### [Written task]
Count the lines below that contain "styles". Give only the number.

### [Data lines]
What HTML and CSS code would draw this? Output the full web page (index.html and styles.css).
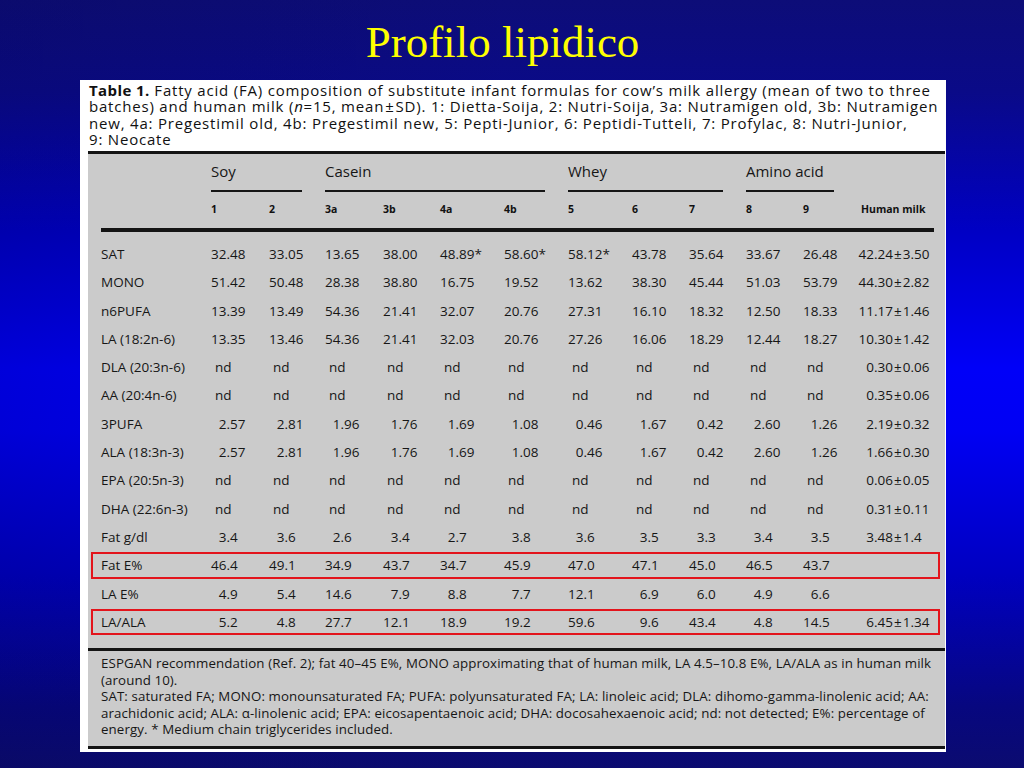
FILE: index.html
```html
<!DOCTYPE html>
<html>
<head>
<meta charset="utf-8">
<link rel="stylesheet" href="styles.css">
</head>
<body>
<h1 class="title">Profilo lipidico</h1>
<div class="figure">
  <div class="caption">
    <div class="ln"><b>Table 1.</b> Fatty acid (FA) composition of substitute infant formulas for cow’s milk allergy (mean of two to three</div>
    <div class="ln">batches) and human milk (<i>n</i>=15, mean<span class="pm">±</span>SD). 1: Dietta-Soija, 2: Nutri-Soija, 3a: Nutramigen old, 3b: Nutramigen</div>
    <div class="ln">new, 4a: Pregestimil old, 4b: Pregestimil new, 5: Pepti-Junior, 6: Peptidi-Tutteli, 7: Profylac, 8: Nutri-Junior,</div>
    <div class="ln">9: Neocate</div>
  </div>
  <div class="panel">
    <div class="tbl">
      <div class="grid groups">
        <span></span>
        <div class="grp g2"><span>Soy</span><div class="u"></div></div>
        <div class="grp g4"><span>Casein</span><div class="u"></div></div>
        <div class="grp g3"><span>Whey</span><div class="u"></div></div>
        <div class="grp g2"><span>Amino acid</span><div class="u"></div></div>
        <span></span>
      </div>
      <div class="grid colhead">
        <span></span><span>1</span><span>2</span><span>3a</span><span>3b</span><span>4a</span><span>4b</span><span>5</span><span>6</span><span>7</span><span>8</span><span>9</span><span class="hmh">Human milk</span>
      </div>
      <div class="thick"></div>
      <div class="rows">
        <div class="grid row"><span class="lab">SAT</span><span class="c"><span class="i">32</span>.48</span><span class="c"><span class="i">33</span>.05</span><span class="c"><span class="i">13</span>.65</span><span class="c"><span class="i">38</span>.00</span><span class="c"><span class="i">48</span>.89*</span><span class="c"><span class="i">58</span>.60*</span><span class="c"><span class="i">58</span>.12*</span><span class="c"><span class="i">43</span>.78</span><span class="c"><span class="i">35</span>.64</span><span class="c"><span class="i">33</span>.67</span><span class="c"><span class="i">26</span>.48</span><span class="hm"><span class="hl">42.24</span><span class="pm">±</span>3.50</span></div>
        <div class="grid row"><span class="lab">MONO</span><span class="c"><span class="i">51</span>.42</span><span class="c"><span class="i">50</span>.48</span><span class="c"><span class="i">28</span>.38</span><span class="c"><span class="i">38</span>.80</span><span class="c"><span class="i">16</span>.75</span><span class="c"><span class="i">19</span>.52</span><span class="c"><span class="i">13</span>.62</span><span class="c"><span class="i">38</span>.30</span><span class="c"><span class="i">45</span>.44</span><span class="c"><span class="i">51</span>.03</span><span class="c"><span class="i">53</span>.79</span><span class="hm"><span class="hl">44.30</span><span class="pm">±</span>2.82</span></div>
        <div class="grid row"><span class="lab">n6PUFA</span><span class="c"><span class="i">13</span>.39</span><span class="c"><span class="i">13</span>.49</span><span class="c"><span class="i">54</span>.36</span><span class="c"><span class="i">21</span>.41</span><span class="c"><span class="i">32</span>.07</span><span class="c"><span class="i">20</span>.76</span><span class="c"><span class="i">27</span>.31</span><span class="c"><span class="i">16</span>.10</span><span class="c"><span class="i">18</span>.32</span><span class="c"><span class="i">12</span>.50</span><span class="c"><span class="i">18</span>.33</span><span class="hm"><span class="hl">11.17</span><span class="pm">±</span>1.46</span></div>
        <div class="grid row"><span class="lab">LA (18:2n-6)</span><span class="c"><span class="i">13</span>.35</span><span class="c"><span class="i">13</span>.46</span><span class="c"><span class="i">54</span>.36</span><span class="c"><span class="i">21</span>.41</span><span class="c"><span class="i">32</span>.03</span><span class="c"><span class="i">20</span>.76</span><span class="c"><span class="i">27</span>.26</span><span class="c"><span class="i">16</span>.06</span><span class="c"><span class="i">18</span>.29</span><span class="c"><span class="i">12</span>.44</span><span class="c"><span class="i">18</span>.27</span><span class="hm"><span class="hl">10.30</span><span class="pm">±</span>1.42</span></div>
        <div class="grid row"><span class="lab">DLA (20:3n-6)</span><span class="c nd">nd</span><span class="c nd">nd</span><span class="c nd">nd</span><span class="c nd">nd</span><span class="c nd">nd</span><span class="c nd">nd</span><span class="c nd">nd</span><span class="c nd">nd</span><span class="c nd">nd</span><span class="c nd">nd</span><span class="c nd">nd</span><span class="hm"><span class="hl">0.30</span><span class="pm">±</span>0.06</span></div>
        <div class="grid row"><span class="lab">AA (20:4n-6)</span><span class="c nd">nd</span><span class="c nd">nd</span><span class="c nd">nd</span><span class="c nd">nd</span><span class="c nd">nd</span><span class="c nd">nd</span><span class="c nd">nd</span><span class="c nd">nd</span><span class="c nd">nd</span><span class="c nd">nd</span><span class="c nd">nd</span><span class="hm"><span class="hl">0.35</span><span class="pm">±</span>0.06</span></div>
        <div class="grid row"><span class="lab">3PUFA</span><span class="c"><span class="i">2</span>.57</span><span class="c"><span class="i">2</span>.81</span><span class="c"><span class="i">1</span>.96</span><span class="c"><span class="i">1</span>.76</span><span class="c"><span class="i">1</span>.69</span><span class="c"><span class="i">1</span>.08</span><span class="c"><span class="i">0</span>.46</span><span class="c"><span class="i">1</span>.67</span><span class="c"><span class="i">0</span>.42</span><span class="c"><span class="i">2</span>.60</span><span class="c"><span class="i">1</span>.26</span><span class="hm"><span class="hl">2.19</span><span class="pm">±</span>0.32</span></div>
        <div class="grid row"><span class="lab">ALA (18:3n-3)</span><span class="c"><span class="i">2</span>.57</span><span class="c"><span class="i">2</span>.81</span><span class="c"><span class="i">1</span>.96</span><span class="c"><span class="i">1</span>.76</span><span class="c"><span class="i">1</span>.69</span><span class="c"><span class="i">1</span>.08</span><span class="c"><span class="i">0</span>.46</span><span class="c"><span class="i">1</span>.67</span><span class="c"><span class="i">0</span>.42</span><span class="c"><span class="i">2</span>.60</span><span class="c"><span class="i">1</span>.26</span><span class="hm"><span class="hl">1.66</span><span class="pm">±</span>0.30</span></div>
        <div class="grid row"><span class="lab">EPA (20:5n-3)</span><span class="c nd">nd</span><span class="c nd">nd</span><span class="c nd">nd</span><span class="c nd">nd</span><span class="c nd">nd</span><span class="c nd">nd</span><span class="c nd">nd</span><span class="c nd">nd</span><span class="c nd">nd</span><span class="c nd">nd</span><span class="c nd">nd</span><span class="hm"><span class="hl">0.06</span><span class="pm">±</span>0.05</span></div>
        <div class="grid row"><span class="lab">DHA (22:6n-3)</span><span class="c nd">nd</span><span class="c nd">nd</span><span class="c nd">nd</span><span class="c nd">nd</span><span class="c nd">nd</span><span class="c nd">nd</span><span class="c nd">nd</span><span class="c nd">nd</span><span class="c nd">nd</span><span class="c nd">nd</span><span class="c nd">nd</span><span class="hm"><span class="hl">0.31</span><span class="pm">±</span>0.11</span></div>
        <div class="grid row"><span class="lab">Fat g/dl</span><span class="c"><span class="i">3</span>.4</span><span class="c"><span class="i">3</span>.6</span><span class="c"><span class="i">2</span>.6</span><span class="c"><span class="i">3</span>.4</span><span class="c"><span class="i">2</span>.7</span><span class="c"><span class="i">3</span>.8</span><span class="c"><span class="i">3</span>.6</span><span class="c"><span class="i">3</span>.5</span><span class="c"><span class="i">3</span>.3</span><span class="c"><span class="i">3</span>.4</span><span class="c"><span class="i">3</span>.5</span><span class="hm"><span class="hl">3.48</span><span class="pm">±</span>1.4</span></div>
        <div class="grid row mark"><span class="lab">Fat E%</span><span class="c"><span class="i">46</span>.4</span><span class="c"><span class="i">49</span>.1</span><span class="c"><span class="i">34</span>.9</span><span class="c"><span class="i">43</span>.7</span><span class="c"><span class="i">34</span>.7</span><span class="c"><span class="i">45</span>.9</span><span class="c"><span class="i">47</span>.0</span><span class="c"><span class="i">47</span>.1</span><span class="c"><span class="i">45</span>.0</span><span class="c"><span class="i">46</span>.5</span><span class="c"><span class="i">43</span>.7</span><span class="hm"></span></div>
        <div class="grid row"><span class="lab">LA E%</span><span class="c"><span class="i">4</span>.9</span><span class="c"><span class="i">5</span>.4</span><span class="c"><span class="i">14</span>.6</span><span class="c"><span class="i">7</span>.9</span><span class="c"><span class="i">8</span>.8</span><span class="c"><span class="i">7</span>.7</span><span class="c"><span class="i">12</span>.1</span><span class="c"><span class="i">6</span>.9</span><span class="c"><span class="i">6</span>.0</span><span class="c"><span class="i">4</span>.9</span><span class="c"><span class="i">6</span>.6</span><span class="hm"></span></div>
        <div class="grid row mark"><span class="lab">LA/ALA</span><span class="c"><span class="i">5</span>.2</span><span class="c"><span class="i">4</span>.8</span><span class="c"><span class="i">27</span>.7</span><span class="c"><span class="i">12</span>.1</span><span class="c"><span class="i">18</span>.9</span><span class="c"><span class="i">19</span>.2</span><span class="c"><span class="i">59</span>.6</span><span class="c"><span class="i">9</span>.6</span><span class="c"><span class="i">43</span>.4</span><span class="c"><span class="i">4</span>.8</span><span class="c"><span class="i">14</span>.5</span><span class="hm"><span class="hl">6.45</span><span class="pm">±</span>1.34</span></div>
      </div>
    </div>
    <div class="midrule"></div>
    <div class="notes">
      <div class="ln">ESPGAN recommendation (Ref. 2); fat 40–45 E%, MONO approximating that of human milk, LA 4.5–10.8 E%, LA/ALA as in human milk</div>
      <div class="ln">(around 10).</div>
      <div class="ln">SAT: saturated FA; MONO: monounsaturated FA; PUFA: polyunsaturated FA; LA: linoleic acid; DLA: dihomo-gamma-linolenic acid; AA:</div>
      <div class="ln">arachidonic acid; ALA: α-linolenic acid; EPA: eicosapentaenoic acid; DHA: docosahexaenoic acid; nd: not detected; E%: percentage of</div>
      <div class="ln">energy. * Medium chain triglycerides included.</div>
    </div>
  </div>
</div>
</body>
</html>
```

FILE: styles.css
```css
* { box-sizing: border-box; }
html, body { margin: 0; padding: 0; }
body {
  width: 1024px;
  height: 768px;
  overflow: hidden;
  font-family: "Open Sans", "Noto Sans", sans-serif;
  color: #161616;
  background:
    linear-gradient(to right, rgba(0, 0, 50, 0.15) 0%, rgba(0, 0, 50, 0) 50%),
    linear-gradient(to bottom, #0d0d78 0%, #0a0a88 12%, #0000c4 30%, #0000f8 48%, #0000f4 56%, #0000c0 75%, #07077f 92%, #0b0b70 100%);
}
.title {
  margin: 0;
  padding: 17px 19px 0 0;
  font: normal 45px/50px "Liberation Serif", serif;
  color: #ffff00;
  text-align: center;
}
.figure {
  margin: 13px 0 0 80px;
  width: 866px;
  height: 672px;
  background: #fff;
  padding: 2px 1px 3px 8px;
}
.caption {
  height: 69px;
  padding-left: 1px;
  font-size: 15px;
  letter-spacing: 0.8px;
  line-height: 16.4px;
  color: #111;
}
.caption b { letter-spacing: 0.4px; }
.ln { white-space: nowrap; }
.pm { margin: 0 1px; }
.panel {
  height: 598px;
  background: #cbcbcb;
  border-top: 3px solid #141414;
  border-bottom: 3px solid #141414;
}
.tbl { padding: 0 11px 0 13px; }
.grid {
  display: grid;
  grid-template-columns: 110px 58px 56px 58px 57px 64px 64px 64px 57px 57px 57px 54px 77px;
}
.groups {
  padding-top: 7px;
  font-size: 15px;
  line-height: 20px;
}
.g2 { grid-column: span 2; }
.g3 { grid-column: span 3; }
.g4 { grid-column: span 4; }
.grp .u {
  height: 2px;
  background: #151515;
  margin: 9px 23px 0 0;
}
.colhead {
  margin-top: 10px;
  font-size: 10.5px;
  font-weight: 700;
  line-height: 14px;
  color: #111;
}
.hmh { padding-left: 4px; }
.thick {
  margin-top: 12px;
  height: 4px;
  background: #141414;
}
.rows { margin-top: 8px; }
.row {
  height: 28.3px;
  font-size: 13.5px;
  line-height: 28.3px;
  white-space: nowrap;
}
.row.mark { position: relative; }
.row.mark::after {
  content: "";
  position: absolute;
  left: -10px;
  right: -6px;
  top: 1px;
  bottom: 1px;
  border: 2px solid #e3141c;
}
.c .i {
  display: inline-block;
  min-width: 2ch;
  text-align: right;
}
.c.nd { padding-left: 4px; }
.hl {
  display: inline-block;
  width: 36px;
  text-align: right;
}
.midrule {
  margin-top: 12px;
  height: 3px;
  background: #141414;
}
.notes {
  padding: 4px 11px 0 13px;
  font-size: 13.3px;
  letter-spacing: 0.1px;
  line-height: 16.5px;
}
```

### [Solution to the problem]
3